A tour of St. George’s often begins at colonial Fort George, where the 18th-century battlements afford panoramic views of the red-roofed, storybook city and its sheltered harbor far below. The bustling produce market in the center of town is equally picturesque, with fruits and vegetables artfully arranged in open-air stalls. The market and nearby shops are also good places to pick up spice-filled mini-baskets: Grenada which produces more nutmeg than any country in the Western Hemisphere, also produces cinnamon, cloves, and other spices. In colonial days, Grenada was renowned as the Isle of Spice. You can learn about how spices are grown and processed by visiting the Dougaldston Spice Plantation.

A must-see is The Belmont Estate, home to the Grenada Chocolate Tourism Company, which bills itself as “the Caribbean’s Finest Agri-tourism Experience.” Visitors are shown how cocoa beans are fermented and dried. Detailed tours provide a glimpse into how the estate’s cocoa beans are turned into chocolate. There’s a good restaurant offering buffet Creole lunches, and a shop where you can buy the Grenada Chocolate Company’s award-winning chocolate bars.

Spices and chocolate are only some of the things that make Grenada stand out from other Caribbean destinations. The island also hosts a world-class music festival.

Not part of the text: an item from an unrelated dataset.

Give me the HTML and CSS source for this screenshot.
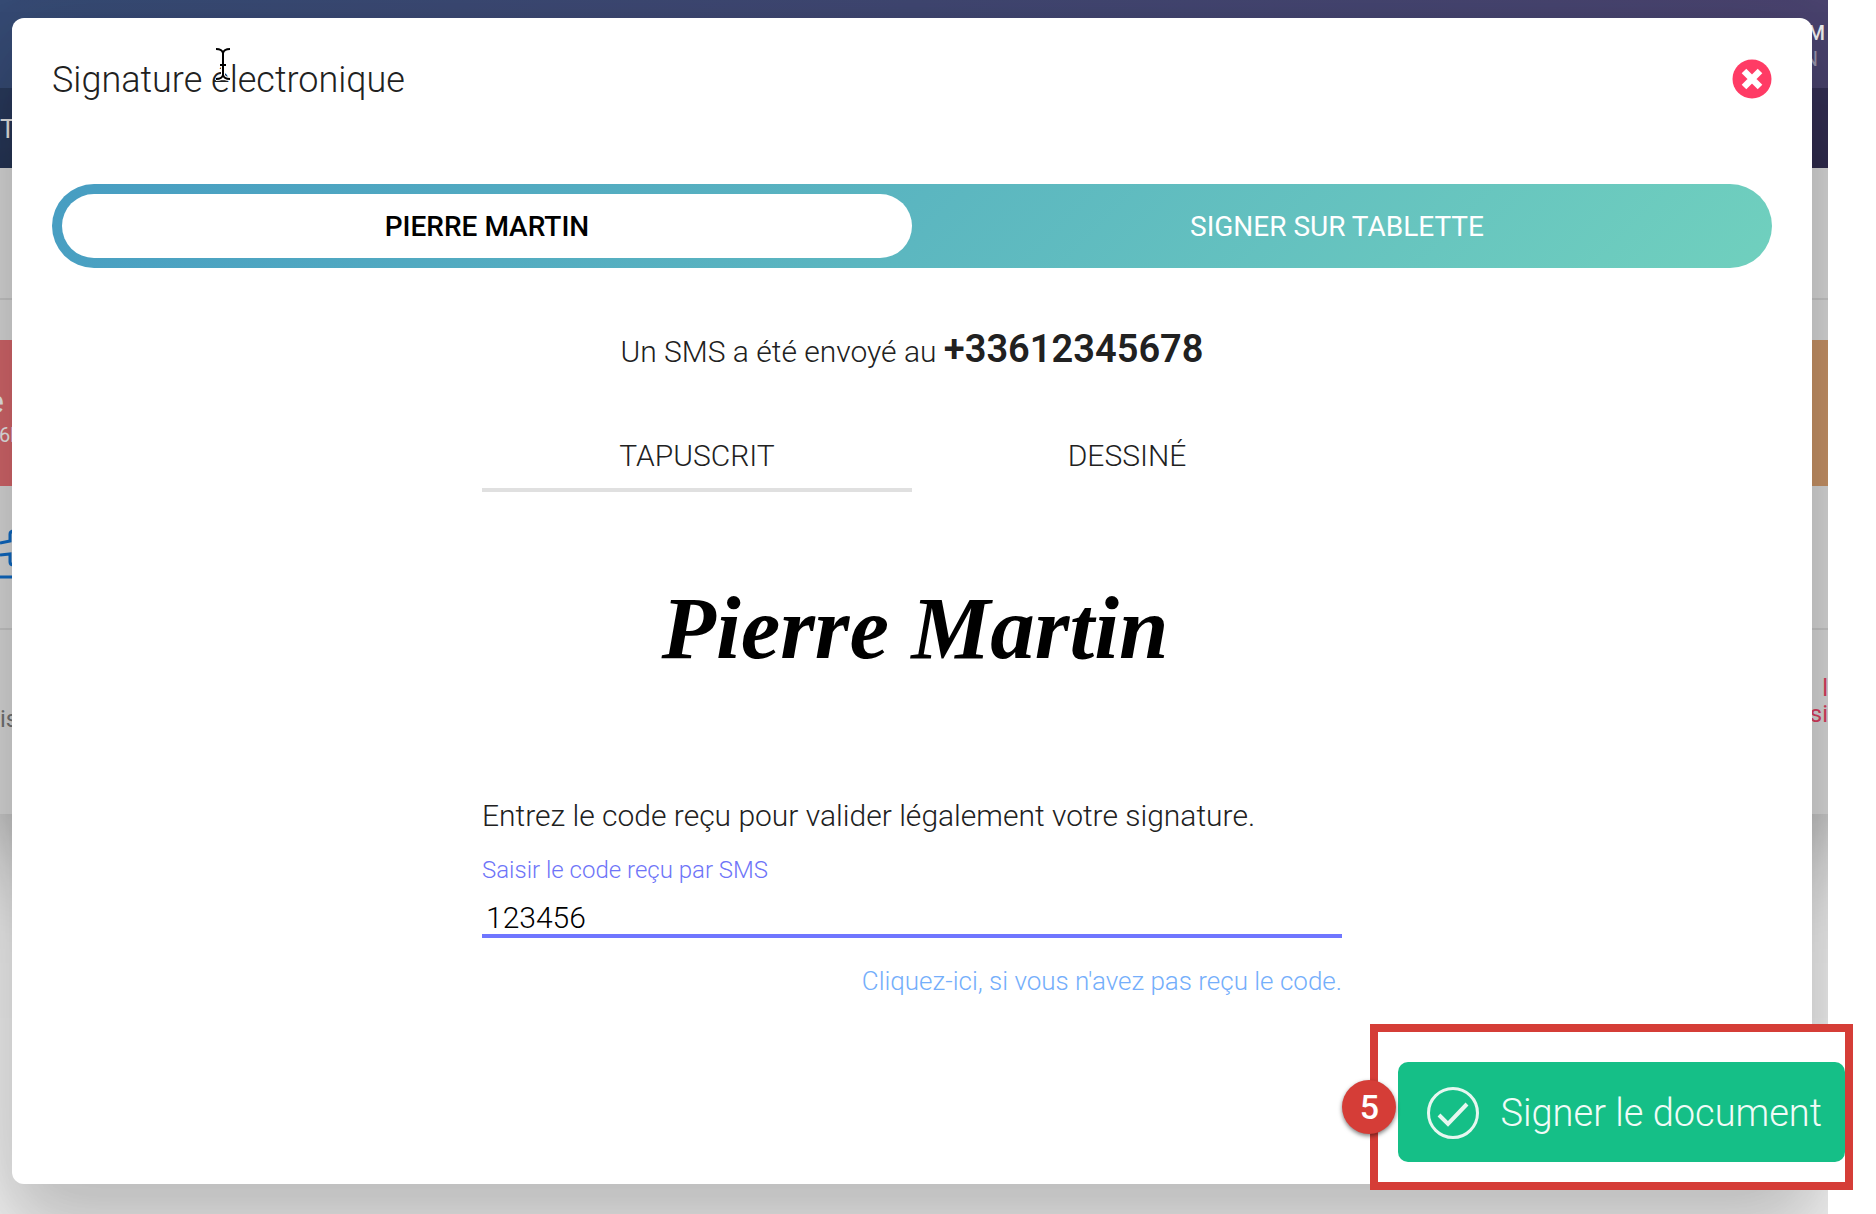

I had the pleasure of visiting Grenada earlier this year during the 2018 Pure Grenada Music Festival. The three-night musical extravaganza took place on the Port Louis Lawn and featured a Soul Night, a Reggae Night and a Caribbean Night. The fun-filled music show featured world-class performers including UK soul artist, Daley; New York-based R&B artist Chrisette Michele; homegrown Grenada talent Sabrina Francis; Grammy-winning reggae group Morgan Heritage; and the Queen of SOCA, Alison Hinds. For more information on Pure Grenada Music Festival, visit

Within my five-day stay in Grenada, I had the pleasure of staying at the Mount Cinnamon Resort & Beach Club ( Mount Cinnamon—named “Best Caribbean Resort” by USA Today’s 2018 Readers’ Choice poll—overlooks the popular two-mile-long Grand Anse Beach. Once on Mount Cinnamon’s stretch of sand (across the street from the resort), which is a private yet welcoming beach club, there is plenty to do beyond the sand and water. For starters, there is a cabana with a menu from the on-site Savvy’s Restaurant & Bar, which offers a mix of traditional West Indian, Caribbean and pub food favorites; the produce used for the menu is homegrown, of course. There are outdoor sporting options (ping-pong, volleyball, shuffleboard, scuba school) and equipment rentals, beyond the beach chairs and umbrellas, so you can honestly do as much—or as little—as you want while visiting the beach. Back at the resort, if having a spectacular view from your villa is not enough, there is a pool, a tennis court, and a 24-hour fitness center. Regarding customer service, nearly every staff member I encountered during my stay knew my name after one meeting.